Problem to solve:
Reproduce the listing below word for word, with no pictures.

Data provided:
* BEGIN *

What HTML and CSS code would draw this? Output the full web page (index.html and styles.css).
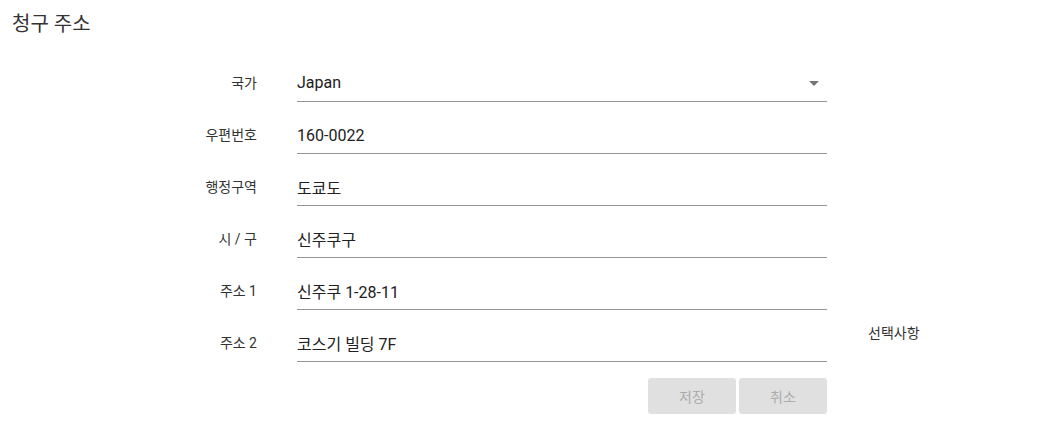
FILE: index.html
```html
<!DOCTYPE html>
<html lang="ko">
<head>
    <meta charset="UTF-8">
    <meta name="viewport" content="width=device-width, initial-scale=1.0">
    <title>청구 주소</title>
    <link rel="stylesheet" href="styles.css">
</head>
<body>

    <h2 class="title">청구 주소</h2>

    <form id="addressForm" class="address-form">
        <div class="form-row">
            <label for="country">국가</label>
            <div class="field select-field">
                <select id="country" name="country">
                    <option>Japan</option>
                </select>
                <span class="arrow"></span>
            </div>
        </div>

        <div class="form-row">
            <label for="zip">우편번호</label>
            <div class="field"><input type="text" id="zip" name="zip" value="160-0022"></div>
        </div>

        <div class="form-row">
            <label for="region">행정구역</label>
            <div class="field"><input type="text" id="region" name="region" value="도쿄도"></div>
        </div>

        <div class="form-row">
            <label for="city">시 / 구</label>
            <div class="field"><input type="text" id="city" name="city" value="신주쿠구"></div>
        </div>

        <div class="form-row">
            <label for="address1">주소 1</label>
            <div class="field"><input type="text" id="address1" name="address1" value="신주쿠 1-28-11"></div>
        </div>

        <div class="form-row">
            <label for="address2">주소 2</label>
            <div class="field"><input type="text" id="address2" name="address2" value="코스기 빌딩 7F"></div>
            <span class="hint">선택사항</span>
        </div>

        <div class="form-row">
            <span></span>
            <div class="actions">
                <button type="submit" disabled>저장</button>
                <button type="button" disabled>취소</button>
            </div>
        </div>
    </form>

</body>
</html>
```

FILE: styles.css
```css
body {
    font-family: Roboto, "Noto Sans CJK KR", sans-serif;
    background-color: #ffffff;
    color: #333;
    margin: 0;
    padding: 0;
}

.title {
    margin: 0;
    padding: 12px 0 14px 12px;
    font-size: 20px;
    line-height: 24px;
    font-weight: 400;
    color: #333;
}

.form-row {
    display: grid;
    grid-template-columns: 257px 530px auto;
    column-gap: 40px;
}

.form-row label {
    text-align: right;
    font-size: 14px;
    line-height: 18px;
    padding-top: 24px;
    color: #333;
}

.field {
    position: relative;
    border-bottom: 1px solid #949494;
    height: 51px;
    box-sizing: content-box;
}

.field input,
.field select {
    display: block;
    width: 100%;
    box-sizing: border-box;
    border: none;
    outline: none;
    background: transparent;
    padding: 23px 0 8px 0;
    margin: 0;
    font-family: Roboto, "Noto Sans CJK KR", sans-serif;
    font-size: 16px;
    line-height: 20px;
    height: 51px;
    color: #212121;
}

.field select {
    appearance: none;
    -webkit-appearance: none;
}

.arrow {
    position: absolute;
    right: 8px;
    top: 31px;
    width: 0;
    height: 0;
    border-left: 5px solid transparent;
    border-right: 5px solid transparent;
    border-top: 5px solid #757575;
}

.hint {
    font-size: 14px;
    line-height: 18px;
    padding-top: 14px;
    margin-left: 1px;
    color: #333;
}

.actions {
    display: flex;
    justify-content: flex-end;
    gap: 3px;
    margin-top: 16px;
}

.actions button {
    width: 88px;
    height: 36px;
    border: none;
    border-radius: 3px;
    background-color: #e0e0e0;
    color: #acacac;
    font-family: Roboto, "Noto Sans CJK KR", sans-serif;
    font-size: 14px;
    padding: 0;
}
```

* END *

Response to the task:
What HTML and CSS code would draw this? Output the full web page (index.html and styles.css).
FILE: index.html
```html
<!DOCTYPE html>
<html lang="ko">
<head>
    <meta charset="UTF-8">
    <meta name="viewport" content="width=device-width, initial-scale=1.0">
    <title>청구 주소</title>
    <link rel="stylesheet" href="styles.css">
</head>
<body>

    <h2 class="title">청구 주소</h2>

    <form id="addressForm" class="address-form">
        <div class="form-row">
            <label for="country">국가</label>
            <div class="field select-field">
                <select id="country" name="country">
                    <option>Japan</option>
                </select>
                <span class="arrow"></span>
            </div>
        </div>

        <div class="form-row">
            <label for="zip">우편번호</label>
            <div class="field"><input type="text" id="zip" name="zip" value="160-0022"></div>
        </div>

        <div class="form-row">
            <label for="region">행정구역</label>
            <div class="field"><input type="text" id="region" name="region" value="도쿄도"></div>
        </div>

        <div class="form-row">
            <label for="city">시 / 구</label>
            <div class="field"><input type="text" id="city" name="city" value="신주쿠구"></div>
        </div>

        <div class="form-row">
            <label for="address1">주소 1</label>
            <div class="field"><input type="text" id="address1" name="address1" value="신주쿠 1-28-11"></div>
        </div>

        <div class="form-row">
            <label for="address2">주소 2</label>
            <div class="field"><input type="text" id="address2" name="address2" value="코스기 빌딩 7F"></div>
            <span class="hint">선택사항</span>
        </div>

        <div class="form-row">
            <span></span>
            <div class="actions">
                <button type="submit" disabled>저장</button>
                <button type="button" disabled>취소</button>
            </div>
        </div>
    </form>

</body>
</html>
```

FILE: styles.css
```css
body {
    font-family: Roboto, "Noto Sans CJK KR", sans-serif;
    background-color: #ffffff;
    color: #333;
    margin: 0;
    padding: 0;
}

.title {
    margin: 0;
    padding: 12px 0 14px 12px;
    font-size: 20px;
    line-height: 24px;
    font-weight: 400;
    color: #333;
}

.form-row {
    display: grid;
    grid-template-columns: 257px 530px auto;
    column-gap: 40px;
}

.form-row label {
    text-align: right;
    font-size: 14px;
    line-height: 18px;
    padding-top: 24px;
    color: #333;
}

.field {
    position: relative;
    border-bottom: 1px solid #949494;
    height: 51px;
    box-sizing: content-box;
}

.field input,
.field select {
    display: block;
    width: 100%;
    box-sizing: border-box;
    border: none;
    outline: none;
    background: transparent;
    padding: 23px 0 8px 0;
    margin: 0;
    font-family: Roboto, "Noto Sans CJK KR", sans-serif;
    font-size: 16px;
    line-height: 20px;
    height: 51px;
    color: #212121;
}

.field select {
    appearance: none;
    -webkit-appearance: none;
}

.arrow {
    position: absolute;
    right: 8px;
    top: 31px;
    width: 0;
    height: 0;
    border-left: 5px solid transparent;
    border-right: 5px solid transparent;
    border-top: 5px solid #757575;
}

.hint {
    font-size: 14px;
    line-height: 18px;
    padding-top: 14px;
    margin-left: 1px;
    color: #333;
}

.actions {
    display: flex;
    justify-content: flex-end;
    gap: 3px;
    margin-top: 16px;
}

.actions button {
    width: 88px;
    height: 36px;
    border: none;
    border-radius: 3px;
    background-color: #e0e0e0;
    color: #acacac;
    font-family: Roboto, "Noto Sans CJK KR", sans-serif;
    font-size: 14px;
    padding: 0;
}
```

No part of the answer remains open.